Over a drink in the great square at Arras, where buildings still show pockmarks from German shelling, I think about something a Dutch boat skipper had said earlier in the day. We were parked by the River Somme for a picnic lunch and he was mooring his boat nearby. “That’s a wonderful car,” he called. “But it’s not British, is it?”
I doubt that he appreciated how much of the Bentley’s design, engineering and development – and not just its hand-crafted manufacture – is done at Crewe; or that while it shares its MSB platform with Porsche’s Panamera, Bentley’s requisites were present from the start. That included engineering for a drop-top, which is why the body is uncommonly rigid and the roof takes so little space. It seems to me that Volkswagen’s money has married the profound abilities of two nations capable of great achievement as well as great destruction to produce something magnificent.

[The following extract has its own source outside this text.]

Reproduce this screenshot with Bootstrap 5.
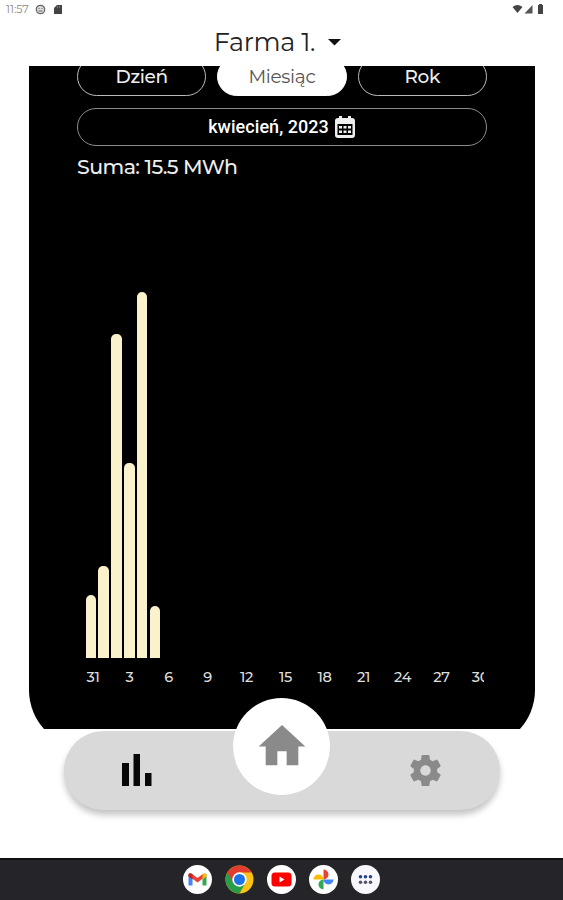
<!DOCTYPE html>
<html lang="pl">
<head>
<meta charset="utf-8">
<meta name="viewport" content="width=device-width, initial-scale=1">
<title>Farma 1.</title>
<link href="https://cdn.jsdelivr.net/npm/bootstrap@5.3.0/dist/css/bootstrap.min.css" rel="stylesheet">
<style>
body{width:563px;height:900px;font-family:Montserrat,Inter,"Open Sans",sans-serif;color:#111;line-height:1}
svg{display:block;flex:none}
.status{height:18px;padding:0 18px 0 6px;font-size:11px;color:#888;font-weight:400}
.status span{width:25px}
.farm{height:48px;font-size:25.500px;font-weight:400;letter-spacing:-.35px;border:0;background:none;padding:0 8px 0 0;color:#222}
.farm svg{margin:0 0 0 13px}
.clip{width:506px;height:663px;margin-left:29px}
.panel{height:682px;border-radius:0 0 58px 58px;padding:0 48px}
.tabs-row{gap:11px;margin-top:-9px}
.pill{height:38.500px;border:1px solid #bbb;border-radius:20px;background:#000;color:#eee;font-size:18.500px;font-weight:500;padding:1px 0 0;line-height:1;letter-spacing:-.3px}
.pill.on{background:#fff;color:#555;border-color:#fff;font-weight:400}
.date{height:38.500px;margin-top:12px;border-color:#8c8c8c;font:500 18px Roboto,sans-serif;letter-spacing:.05px;color:#fff;gap:6px;padding:0 1px 0 0}
.sum{margin-top:10px;height:22px;line-height:21px;font-size:20.500px;color:#eee;letter-spacing:-.55px;font-weight:500}
.chart{height:479.500px;gap:2.500px;padding-left:8.500px}
.bar{width:10.400px;background:#f9f2ca;border-radius:5px 5px 0 0;flex:none}
.axis{height:20px;margin-top:9px;width:407px;font-size:14.500px;color:#ddd;font-weight:500;letter-spacing:-.3px}
.axis span{width:39px;flex:none;text-align:center;line-height:20px}
.axis span:first-child{margin-left:-3.500px;margin-right:-2.500px}
.menu{width:436px;height:79px;margin:2px 0 0 64px;border-radius:40px;background:#d9d9d9;box-shadow:0 5px 6px rgba(0,0,0,.23);padding:0 55px 1px 56px}
.home{width:97px;height:97px;left:233px;top:697.500px}
.dock{height:42px;margin-top:48px;background:#252529;border-top:2px solid #101012;gap:13.200px;padding-bottom:2px}
.app{width:29px;height:29px}
</style>
<script src="https://cdn.jsdelivr.net/npm/bootstrap@5.3.0/dist/js/bootstrap.bundle.min.js"></script>
</head>
<body class="bg-white overflow-hidden position-relative m-0">
<div class="status d-flex align-items-center">
  <span>11:57</span>
  <svg class="ms-1" width="11" height="11" viewBox="0 0 11 11"><circle cx="5.5" cy="5.5" r="4.2" fill="#ddd" stroke="#666" stroke-width="1.3"/><path d="M3.5 4.5h1m2 0h1M3.5 7h4" stroke="#666"/></svg>
  <svg class="ms-2" width="9" height="11" viewBox="0 0 9 11"><path d="M3 1h5v9H0V4z" fill="#444"/><path d="M3.5 2v2M5.5 2v2" stroke="#888" stroke-width=".7"/></svg>
  <svg class="ms-auto" width="33" height="12" viewBox="0 0 33 12"><path d="M.5 4Q5.500 0 10.500 4L5.500 10z" fill="#444"/><path d="M12.500 10.500L20.500 2v8.500z" fill="#555"/><path d="M26 2h1V1h3v1h1v9h-5z" fill="#444"/></svg>
</div>
<button class="farm w-100 d-flex align-items-center justify-content-center"><span>Farma 1.</span><svg width="13" height="7" viewBox="0 0 13 7"><path d="M0 0h13L6.500 6.500z" fill="#111"/></svg></button>
<main class="clip overflow-hidden">
  <div class="panel bg-black d-flow-root overflow-hidden">
    <div class="tabs-row d-flex">
      <button class="pill flex-fill w-100">Dzień</button>
      <button class="pill on flex-fill w-100">Miesiąc</button>
      <button class="pill flex-fill w-100">Rok</button>
    </div>
    <button class="pill date w-100 d-flex align-items-center justify-content-center"><span>kwiecień, 2023</span>
      <svg width="20" height="22" viewBox="0 0 20 22"><path d="M3 2h1V0h3v2h6V0h3v2h1q3 0 3 3v14q0 3-3 3H3q-3 0-3-3V5q0-3 3-3z" fill="#eee"/><path d="M2.500 8h15v11h-15z" fill="#000"/><path d="M4 10h3v2.500H4zm4.500 0h3v2.500h-3zm4.500 0h3v2.500h-3zM4 14.500h3V17H4zm4.500 0h3V17h-3zm4.500 0h3V17h-3z" fill="#eee"/></svg>
    </button>
    <div class="sum">Suma: 15.5 MWh</div>
    <div class="chart d-flex align-items-end">
      <div class="bar" style="height:63px"></div>
      <div class="bar" style="height:92px"></div>
      <div class="bar" style="height:324px"></div>
      <div class="bar" style="height:195px"></div>
      <div class="bar" style="height:366px"></div>
      <div class="bar" style="height:52px"></div>
    </div>
    <div class="axis d-flex overflow-hidden"><span>31</span><span>3</span><span>6</span><span>9</span><span>12</span><span>15</span><span>18</span><span>21</span><span>24</span><span>27</span><span>30</span></div>
  </div>
</main>
<nav class="menu d-flex align-items-center justify-content-between">
  <svg width="34" height="34" viewBox="0 0 34 34"><path d="M2 10h7v23H2zM13.500 1h6.500v32h-6.500zM25 20h6.500v13H25z" fill="#080808"/></svg>
  <svg width="39" height="39" viewBox="0 0 24 24"><path fill="#8a8a8a" d="M19.14 12.94c.04-.3.06-.61.06-.94 0-.32-.02-.64-.07-.94l2.030-1.580c.18-.14.23-.41.12-.61l-1.920-3.320c-.12-.22-.37-.29-.59-.22l-2.390.96c-.5-.38-1.030-.7-1.620-.94l-.36-2.540c-.04-.24-.24-.41-.48-.41h-3.840c-.24 0-.43.17-.47.41l-.36 2.540c-.59.24-1.130.57-1.620.94l-2.390-.96c-.22-.08-.47 0-.59.22L2.740 8.870c-.12.21-.08.47.12.61l2.030 1.580c-.05.3-.09.63-.09.94s.02.64.07.94l-2.030 1.580c-.18.14-.23.41-.12.61l1.920 3.320c.12.22.37.29.59.22l2.390-.96c.5.38 1.030.7 1.620.94l.36 2.540c.05.24.24.41.48.41h3.840c.24 0 .44-.17.47-.41l.36-2.540c.59-.24 1.130-.56 1.620-.94l2.390.96c.22.08.47 0 .59-.22l1.920-3.320c.12-.22.07-.47-.12-.61l-2.010-1.580zM12 15.200c-1.770 0-3.200-1.430-3.200-3.200s1.430-3.200 3.200-3.200 3.200 1.430 3.200 3.200-1.430 3.200-3.200 3.200z"/></svg>
</nav>
<div class="home position-absolute bg-white rounded-circle d-flex align-items-center justify-content-center">
  <svg width="56" height="56" viewBox="0 0 24 24"><path d="M10 20.200v-6h4v6h5v-8h3L12 3 2 12.200h3v8z" fill="#8a8a8a"/></svg>
</div>
<footer class="dock d-flex align-items-center justify-content-center">
  <svg class="app" viewBox="0 0 29 29"><circle cx="14.500" cy="14.500" r="14.500" fill="#fff"/><path d="M5.500 9v11.500h4V12z" fill="#4285f4"/><path d="M23.500 9v11.500h-4V12z" fill="#34a853"/><path d="M5.500 10q0-2.500 3-1.500l6 4.500 6-4.500v4.500l-6 4.500-6-4.500-3-2z" fill="#ea4335"/><path d="M19.500 9.300q3.500-2.300 4 .7v1.500l-4 3z" fill="#fbbc04"/><path d="M5.500 10v1.500l4 3v-5q-3.500-2.500-4 .5z" fill="#c5221f"/></svg>
  <svg class="app" viewBox="0 0 29 29"><circle cx="14.500" cy="14.500" r="14" fill="#fbc116"/><path d="M14.500 14.500L2.400 7.500A14 14 0 0 0 14.500 28.500L20.500 18z" fill="#2a9d4b"/><path d="M14.500 14.500L8.500 18 2.400 7.500A14 14 0 0 1 26.600 7.500H14.500z" fill="#e33b2e"/><circle cx="14.500" cy="14.500" r="7.200" fill="#fff"/><circle cx="14.500" cy="14.500" r="5.500" fill="#1a73e8"/></svg>
  <svg class="app" viewBox="0 0 29 29"><circle cx="14.500" cy="14.500" r="14.500" fill="#fff"/><rect x="4.500" y="7.500" width="20" height="14" rx="3.500" fill="#f00"/><path d="M12.500 11.500v6l5-3z" fill="#fff"/></svg>
  <svg class="app" viewBox="0 0 29 29"><circle cx="14.500" cy="14.500" r="14.500" fill="#fff"/><path d="M14.500 14.500V4.500a5 5 0 0 1 0 10z" fill="#ea4335"/><path d="M14.500 14.500h10a5 5 0 0 1-10 0z" fill="#4285f4"/><path d="M14.500 14.500v10a5 5 0 0 1 0-10z" fill="#34a853"/><path d="M14.500 14.500h-10a5 5 0 0 1 10 0z" fill="#fbbc04"/></svg>
  <svg class="app" viewBox="0 0 29 29"><circle cx="14.500" cy="14.500" r="14.500" fill="#f8f8fc"/><g fill="#24448c"><circle cx="9.500" cy="11.700" r="1.800"/><circle cx="14.500" cy="11.700" r="1.800"/><circle cx="19.500" cy="11.700" r="1.800"/></g><g fill="#55556a"><circle cx="9.500" cy="17.300" r="1.800"/><circle cx="14.500" cy="17.300" r="1.800"/><circle cx="19.500" cy="17.300" r="1.800"/></g></svg>
</footer>
</body>
</html>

Bentley says the GTC represents all it knows about creating the world’s definitive grand tourers. A few days on the road will leave you in little doubt that its collective knowledge is unsurpassed.
DATE WITH DESTINATION
A personal quest to remember
I’d long wanted to visit the Somme battlefields. My great uncle George Nichols, from Bothwell, Tasmania, was there with the 38th Field Artillery Battery, my wife’s grandfather Bert Sainty, from Gordon, NSW, was a signaller with the Fourth Battalion and my friend Peter Robinson’s grandfather Frank Robinson, from Box Hill, Victoria, fought with the Third Pioneer Battalion.
I had a particular reason to go this June. I’d recently discovered that a WWI compass I own had belonged to a 21-year-old British Army captain called Edward Astley. It was with him when he was killed by a German shell on June 1, 1918. I wanted to take the compass, and a little map that he’d hand-drawn and tucked into its case, to his grave in Warlincourt Halte British Cemetery near Arras on the anniversary of his death.
In the same Commonwealth War Graves Commission cemetery lies 2nd Lt Frank Beechey, 30, from Lincolnshire, England. He was one of five brothers killed in the war.